If it still gives same error , please try to open a ticket to CPI team.
ananda_paul
Explorer
0 Kudos
Hi mate,

Thanks for your reply.

My bad, I forgot to mention that I need to encode the pdf content. Actually, I had other set of code, which is able to read through more than 10MB zip file, but I could not encode. It was giving an error like "Stream close". That's why I changed the code to read it into the FileOutputStream.

When I added the encoding part in your code, its giving the same error like Stream close. As I am inserting this PDF into SuccessFactors, I need to do base64Encoding. Please see the actual code.

FYI, your code is able to read through all the files inside zip file. If you could help to do the encoding with your code, then that would be great.
ZipEntry entry = entries.nextElement();
InputStream stream = zipFile.getInputStream(entry);
if(entry.name.endsWith(".PDF")) {
messageLog.addAttachmentAsString('Name...',entry.getName(),'text')
def jsonStr = createAttachmentXML(entry.getName(),stream.bytes.encodeBase64().toString())
messageLog.addAttachmentAsString('JSON...',jsonStr,'text')
pdfMap.put(entry.getName(),jsonStr)
}
ananda_paul
Explorer
0 Kudos
Hi S,

I am able to do the encoding.
Base64.getEncoder().encodeToString(baos.toByteArray())

Thanks

Anand...
0 Kudos
Hi Subhojit,

Great blog!

I have a requirement to read 3 very large csv files and simply combine them and send to receiver.
While I can use the input stream to read the files and use the memory space efficiently, the combining part using aggregation will need for the file to be converted to xml, since aggregation in CPI works only with xml.

And since I will be doing an aggregation, this large data will still be stored in the data store. Isn't it?

Do you have any ideas/work around to manage that?

Thanks,

Shubham

 
0 Kudos
Hi Subhojit,

 

We have a flat file where headers have special characters. We want to use replace only for header line. How do we achieve that using groovy?

 

Thanks,

Hemant
johnny999
Participant
0 Kudos
Thanks for your blog. I tried your method and it doesn't work.

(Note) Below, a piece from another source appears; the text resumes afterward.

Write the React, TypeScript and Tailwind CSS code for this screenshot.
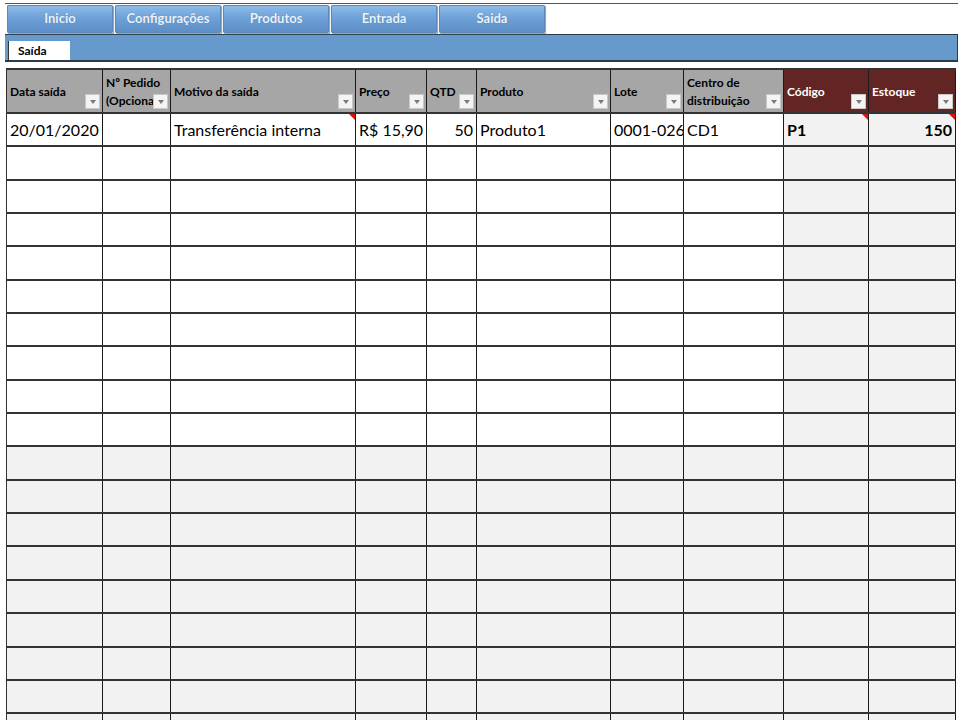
const MENU = ["Inicio", "Configurações", "Produtos", "Entrada", "Saida"];

type Col = {
  key: string;
  label: string[];
  width: string;
  dark?: boolean;
};

const COLUMNS: Col[] = [
  { key: "data", label: ["Data saída"], width: "w-[96px]" },
  { key: "pedido", label: ["Nº Pedido", "(Opcional)"], width: "w-[68px]" },
  { key: "motivo", label: ["Motivo da saída"], width: "w-[185px]" },
  { key: "preco", label: ["Preço"], width: "w-[71px]" },
  { key: "qtd", label: ["QTD"], width: "w-[50px]" },
  { key: "produto", label: ["Produto"], width: "w-[134px]" },
  { key: "lote", label: ["Lote"], width: "w-[73px]" },
  { key: "cd", label: ["Centro de", "distribuição"], width: "w-[100px]" },
  { key: "codigo", label: ["Código"], width: "w-[85px]", dark: true },
  { key: "estoque", label: ["Estoque"], width: "w-[87px]", dark: true },
];

type Cell = { text: string; align?: "right"; bold?: boolean; note?: boolean };

const FIRST_ROW: Record<string, Cell> = {
  data: { text: "20/01/2020" },
  pedido: { text: "" },
  motivo: { text: "Transferência interna", note: true },
  preco: { text: "R$ 15,90" },
  qtd: { text: "50", align: "right" },
  produto: { text: "Produto1" },
  lote: { text: "0001-026" },
  cd: { text: "CD1" },
  codigo: { text: "P1", bold: true, note: true },
  estoque: { text: "150", align: "right", bold: true, note: true },
};

const ROW_COUNT = 19;

function FilterButton() {
  return (
    <div className="absolute right-[2px] bottom-[3px] w-[15px] h-[15px] bg-[#f4f4f4] border border-[#c8c8c8] flex items-center justify-center">
      <div className="w-0 h-0 border-l-[3.5px] border-r-[3.5px] border-t-[4px] border-l-transparent border-r-transparent border-t-[#7a7a7a]" />
    </div>
  );
}

function NoteMark() {
  return (
    <div className="absolute top-0 right-0 w-0 h-0 border-l-[6px] border-l-transparent border-t-[6px] border-t-[#e01010]" />
  );
}

export default function App() {
  return (
    <div className="w-[960px] h-[720px] overflow-hidden bg-white font-['Lato',sans-serif] text-black">
      {/* nav buttons */}
      <div className="ml-[5px] mt-[3px] w-[953px] border-t border-[#555]">
        <div className="flex gap-[2px] pl-[2px] pt-px">
          {MENU.map((m) => (
            <div
              key={m}
              className="w-[106px] h-[28px] flex items-center justify-center rounded-[1px] border border-[#5c89bb] bg-gradient-to-b from-[#8dbbe8] via-[#6c9fd6] to-[#5d8fc6] shadow-[1px_1px_1px_#9a9a9a] text-[13px] font-bold text-[#eaf2fb] [text-shadow:0_0_1px_#4a79ad]"
            >
              {m}
            </div>
          ))}
        </div>
      </div>

      {/* sheet tab strip */}
      <div className="ml-[5px] mt-px w-[953px] h-[28px] bg-[#6699cc] border-t border-b-2 border-r border-[#2c3a4a] flex items-end pl-[3px]">
        <div className="w-[62px] h-[19px] bg-white border-l border-[#333] pl-[9px] text-[12px] font-bold leading-[19px]">
          Saída
        </div>
      </div>

      {/* table */}
      <div className="ml-[6px] mt-[6px] w-[950px] border-t-2 border-l border-[#333]">
        <div className="flex h-[44px] border-b-2 border-[#333]">
          {COLUMNS.map((c) => (
            <div
              key={c.key}
              className={`${c.width} relative shrink-0 border-r border-[#1a1a1a] flex items-center overflow-hidden pl-[3px] pr-[4px] text-[12px] font-bold leading-[18px] whitespace-nowrap ${
                c.dark ? "bg-[#632523] text-white" : "bg-[#a6a6a6] text-black"
              }`}
            >
              <div className={c.label.length > 1 ? "mt-[1px]" : "mt-[1px]"}>
                {c.label.map((l) => (
                  <div key={l}>{l}</div>
                ))}
              </div>
              <FilterButton />
            </div>
          ))}
        </div>

        {Array.from({ length: ROW_COUNT }).map((_, i) => (
          <div key={i} className="flex h-[33.35px] border-b-2 border-[#333]">
            {COLUMNS.map((c) => {
              const cell = i === 0 ? FIRST_ROW[c.key] : undefined;
              const shaded = c.dark || i >= 10;
              return (
                <div
                  key={c.key}
                  className={`${c.width} relative shrink-0 border-r border-[#1a1a1a] flex items-center overflow-hidden whitespace-nowrap px-[3px] text-[16px] ${
                    shaded ? "bg-[#f2f2f2]" : "bg-white"
                  } ${cell?.align === "right" ? "justify-end" : ""} ${cell?.bold ? "font-bold" : ""}`}
                >
                  {cell?.text}
                  {cell?.note && <NoteMark />}
                </div>
              );
            })}
          </div>
        ))}
      </div>
    </div>
  );
}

My interface is extracting an email attachment via the sender mail adapter. I can see the attachment does get extracted by the mail adapter and saved into the body via the trace.

However, when I used the groovy script to read the attachment via the getBody, nothing gets read. I verified by the body.length() and is 0.

Here is the simple code for me to get the body:

String body = message.getBody(java.lang.String)

body.length() is 0.

I used your array method and the array has size() 0.

Is that a bug in CPI as getbody is local CPI method.

Thanks Jonathan.

 
shivaprasad1
Participant
0 Kudos
Hi Subhojit,

I tried implementing your logic (tried using io. Reader instead of String)

But i am facing an issue.

Below is my input payload

10000001|Module 1|Learning modules

10000002|Module 1|Learning modules

10000003|Module 1|Learning modules

10000001|Module 3|Learning modules

10000001|Module 2|Learning modules

10000002|Module 2|Learning modules

10000003|Module 2|Learning modules

10000003|Module 3|Learning modules

10000002|Module 3|Learning modules


Below is the script :
import com.sap.gateway.ip.core.customdev.util.Message;
import java.util.HashMap;
import java.io.*;
import org.codehaus.groovy.runtime.IOGroovyMethods;
def Message processData(Message message) {
//Body
def lines = message.getBody( java.io.Reader)
lines.eachLine{
prinltn "hi"
}
return message;
}

What could be the possible solution for the below error?

resham_naaz
Explorer
0 Kudos
Hi hemant0301knack , I have a similar requirement, Did you figure out how to do it?